Start Raw data

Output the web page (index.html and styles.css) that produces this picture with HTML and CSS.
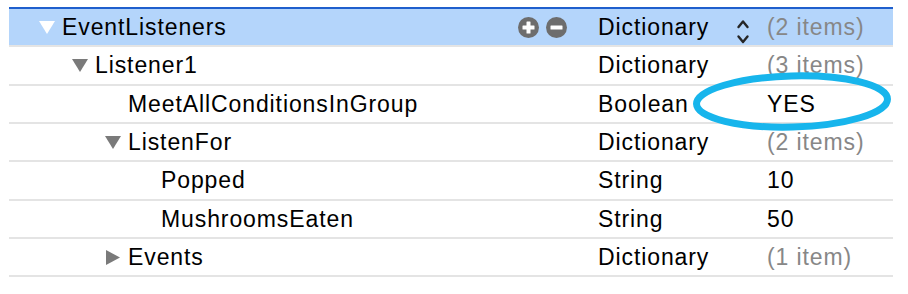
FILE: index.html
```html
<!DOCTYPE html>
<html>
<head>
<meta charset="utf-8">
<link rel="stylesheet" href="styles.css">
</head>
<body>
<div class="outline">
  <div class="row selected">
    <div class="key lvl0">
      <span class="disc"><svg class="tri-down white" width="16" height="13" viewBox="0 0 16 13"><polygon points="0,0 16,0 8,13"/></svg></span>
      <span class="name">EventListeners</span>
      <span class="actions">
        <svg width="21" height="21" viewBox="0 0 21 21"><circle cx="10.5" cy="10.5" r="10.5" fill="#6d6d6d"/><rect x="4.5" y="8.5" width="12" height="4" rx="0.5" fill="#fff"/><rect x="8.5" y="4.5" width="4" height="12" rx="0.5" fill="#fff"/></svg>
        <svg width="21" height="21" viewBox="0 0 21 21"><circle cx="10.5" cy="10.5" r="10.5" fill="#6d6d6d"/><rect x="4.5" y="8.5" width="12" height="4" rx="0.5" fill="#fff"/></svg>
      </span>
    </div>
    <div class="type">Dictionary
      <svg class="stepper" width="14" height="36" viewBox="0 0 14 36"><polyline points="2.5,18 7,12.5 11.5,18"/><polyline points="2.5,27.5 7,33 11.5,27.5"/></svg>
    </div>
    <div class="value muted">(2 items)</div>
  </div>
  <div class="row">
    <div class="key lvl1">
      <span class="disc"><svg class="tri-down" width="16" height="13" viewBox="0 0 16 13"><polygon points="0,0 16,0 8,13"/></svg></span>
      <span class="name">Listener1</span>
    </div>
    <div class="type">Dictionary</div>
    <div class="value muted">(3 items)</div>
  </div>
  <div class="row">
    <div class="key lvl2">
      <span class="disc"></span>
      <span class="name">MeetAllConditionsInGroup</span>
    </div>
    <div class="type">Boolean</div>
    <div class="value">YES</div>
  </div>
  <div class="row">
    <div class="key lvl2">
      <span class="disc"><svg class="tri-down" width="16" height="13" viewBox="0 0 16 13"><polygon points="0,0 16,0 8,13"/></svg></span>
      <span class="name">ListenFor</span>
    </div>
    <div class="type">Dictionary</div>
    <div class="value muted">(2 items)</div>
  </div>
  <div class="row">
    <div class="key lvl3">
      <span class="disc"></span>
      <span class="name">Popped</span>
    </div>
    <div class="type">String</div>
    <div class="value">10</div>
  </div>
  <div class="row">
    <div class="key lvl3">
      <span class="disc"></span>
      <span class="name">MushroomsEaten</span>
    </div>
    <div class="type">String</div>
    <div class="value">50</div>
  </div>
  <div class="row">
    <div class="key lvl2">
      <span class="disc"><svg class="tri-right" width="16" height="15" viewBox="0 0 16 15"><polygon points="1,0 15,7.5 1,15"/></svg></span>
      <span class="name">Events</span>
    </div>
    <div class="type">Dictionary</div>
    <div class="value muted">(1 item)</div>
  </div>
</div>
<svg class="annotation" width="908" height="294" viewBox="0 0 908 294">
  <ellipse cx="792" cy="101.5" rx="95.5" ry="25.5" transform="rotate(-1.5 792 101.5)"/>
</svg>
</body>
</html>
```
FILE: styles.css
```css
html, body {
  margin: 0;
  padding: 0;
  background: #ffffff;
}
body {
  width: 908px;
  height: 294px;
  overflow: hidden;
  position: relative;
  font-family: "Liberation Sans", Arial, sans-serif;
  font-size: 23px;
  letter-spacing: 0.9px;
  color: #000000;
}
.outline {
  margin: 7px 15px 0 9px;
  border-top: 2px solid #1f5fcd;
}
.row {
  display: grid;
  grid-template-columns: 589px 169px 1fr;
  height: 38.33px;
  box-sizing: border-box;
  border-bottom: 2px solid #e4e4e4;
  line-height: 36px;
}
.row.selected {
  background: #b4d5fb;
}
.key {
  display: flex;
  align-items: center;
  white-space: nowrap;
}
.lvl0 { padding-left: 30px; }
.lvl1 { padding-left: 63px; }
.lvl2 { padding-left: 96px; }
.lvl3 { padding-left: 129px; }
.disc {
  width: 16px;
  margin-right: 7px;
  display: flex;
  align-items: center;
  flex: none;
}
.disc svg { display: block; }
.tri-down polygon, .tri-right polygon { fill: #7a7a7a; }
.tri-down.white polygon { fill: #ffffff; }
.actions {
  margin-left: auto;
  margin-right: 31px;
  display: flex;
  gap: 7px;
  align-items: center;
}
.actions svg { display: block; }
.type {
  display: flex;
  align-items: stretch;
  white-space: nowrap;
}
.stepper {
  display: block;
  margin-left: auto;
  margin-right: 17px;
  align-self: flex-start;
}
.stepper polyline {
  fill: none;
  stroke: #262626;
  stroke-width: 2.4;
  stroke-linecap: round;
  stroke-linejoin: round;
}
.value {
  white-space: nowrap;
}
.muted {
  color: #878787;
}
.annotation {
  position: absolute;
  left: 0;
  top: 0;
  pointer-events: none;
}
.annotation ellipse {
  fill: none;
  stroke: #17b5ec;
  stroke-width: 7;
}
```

End Raw data

» Objective: Repeat all of the data above word for word, minus the pictures.

» Output below:
Output the web page (index.html and styles.css) that produces this picture with HTML and CSS.
FILE: index.html
```html
<!DOCTYPE html>
<html>
<head>
<meta charset="utf-8">
<link rel="stylesheet" href="styles.css">
</head>
<body>
<div class="outline">
  <div class="row selected">
    <div class="key lvl0">
      <span class="disc"><svg class="tri-down white" width="16" height="13" viewBox="0 0 16 13"><polygon points="0,0 16,0 8,13"/></svg></span>
      <span class="name">EventListeners</span>
      <span class="actions">
        <svg width="21" height="21" viewBox="0 0 21 21"><circle cx="10.5" cy="10.5" r="10.5" fill="#6d6d6d"/><rect x="4.5" y="8.5" width="12" height="4" rx="0.5" fill="#fff"/><rect x="8.5" y="4.5" width="4" height="12" rx="0.5" fill="#fff"/></svg>
        <svg width="21" height="21" viewBox="0 0 21 21"><circle cx="10.5" cy="10.5" r="10.5" fill="#6d6d6d"/><rect x="4.5" y="8.5" width="12" height="4" rx="0.5" fill="#fff"/></svg>
      </span>
    </div>
    <div class="type">Dictionary
      <svg class="stepper" width="14" height="36" viewBox="0 0 14 36"><polyline points="2.5,18 7,12.5 11.5,18"/><polyline points="2.5,27.5 7,33 11.5,27.5"/></svg>
    </div>
    <div class="value muted">(2 items)</div>
  </div>
  <div class="row">
    <div class="key lvl1">
      <span class="disc"><svg class="tri-down" width="16" height="13" viewBox="0 0 16 13"><polygon points="0,0 16,0 8,13"/></svg></span>
      <span class="name">Listener1</span>
    </div>
    <div class="type">Dictionary</div>
    <div class="value muted">(3 items)</div>
  </div>
  <div class="row">
    <div class="key lvl2">
      <span class="disc"></span>
      <span class="name">MeetAllConditionsInGroup</span>
    </div>
    <div class="type">Boolean</div>
    <div class="value">YES</div>
  </div>
  <div class="row">
    <div class="key lvl2">
      <span class="disc"><svg class="tri-down" width="16" height="13" viewBox="0 0 16 13"><polygon points="0,0 16,0 8,13"/></svg></span>
      <span class="name">ListenFor</span>
    </div>
    <div class="type">Dictionary</div>
    <div class="value muted">(2 items)</div>
  </div>
  <div class="row">
    <div class="key lvl3">
      <span class="disc"></span>
      <span class="name">Popped</span>
    </div>
    <div class="type">String</div>
    <div class="value">10</div>
  </div>
  <div class="row">
    <div class="key lvl3">
      <span class="disc"></span>
      <span class="name">MushroomsEaten</span>
    </div>
    <div class="type">String</div>
    <div class="value">50</div>
  </div>
  <div class="row">
    <div class="key lvl2">
      <span class="disc"><svg class="tri-right" width="16" height="15" viewBox="0 0 16 15"><polygon points="1,0 15,7.5 1,15"/></svg></span>
      <span class="name">Events</span>
    </div>
    <div class="type">Dictionary</div>
    <div class="value muted">(1 item)</div>
  </div>
</div>
<svg class="annotation" width="908" height="294" viewBox="0 0 908 294">
  <ellipse cx="792" cy="101.5" rx="95.5" ry="25.5" transform="rotate(-1.5 792 101.5)"/>
</svg>
</body>
</html>
```
FILE: styles.css
```css
html, body {
  margin: 0;
  padding: 0;
  background: #ffffff;
}
body {
  width: 908px;
  height: 294px;
  overflow: hidden;
  position: relative;
  font-family: "Liberation Sans", Arial, sans-serif;
  font-size: 23px;
  letter-spacing: 0.9px;
  color: #000000;
}
.outline {
  margin: 7px 15px 0 9px;
  border-top: 2px solid #1f5fcd;
}
.row {
  display: grid;
  grid-template-columns: 589px 169px 1fr;
  height: 38.33px;
  box-sizing: border-box;
  border-bottom: 2px solid #e4e4e4;
  line-height: 36px;
}
.row.selected {
  background: #b4d5fb;
}
.key {
  display: flex;
  align-items: center;
  white-space: nowrap;
}
.lvl0 { padding-left: 30px; }
.lvl1 { padding-left: 63px; }
.lvl2 { padding-left: 96px; }
.lvl3 { padding-left: 129px; }
.disc {
  width: 16px;
  margin-right: 7px;
  display: flex;
  align-items: center;
  flex: none;
}
.disc svg { display: block; }
.tri-down polygon, .tri-right polygon { fill: #7a7a7a; }
.tri-down.white polygon { fill: #ffffff; }
.actions {
  margin-left: auto;
  margin-right: 31px;
  display: flex;
  gap: 7px;
  align-items: center;
}
.actions svg { display: block; }
.type {
  display: flex;
  align-items: stretch;
  white-space: nowrap;
}
.stepper {
  display: block;
  margin-left: auto;
  margin-right: 17px;
  align-self: flex-start;
}
.stepper polyline {
  fill: none;
  stroke: #262626;
  stroke-width: 2.4;
  stroke-linecap: round;
  stroke-linejoin: round;
}
.value {
  white-space: nowrap;
}
.muted {
  color: #878787;
}
.annotation {
  position: absolute;
  left: 0;
  top: 0;
  pointer-events: none;
}
.annotation ellipse {
  fill: none;
  stroke: #17b5ec;
  stroke-width: 7;
}
```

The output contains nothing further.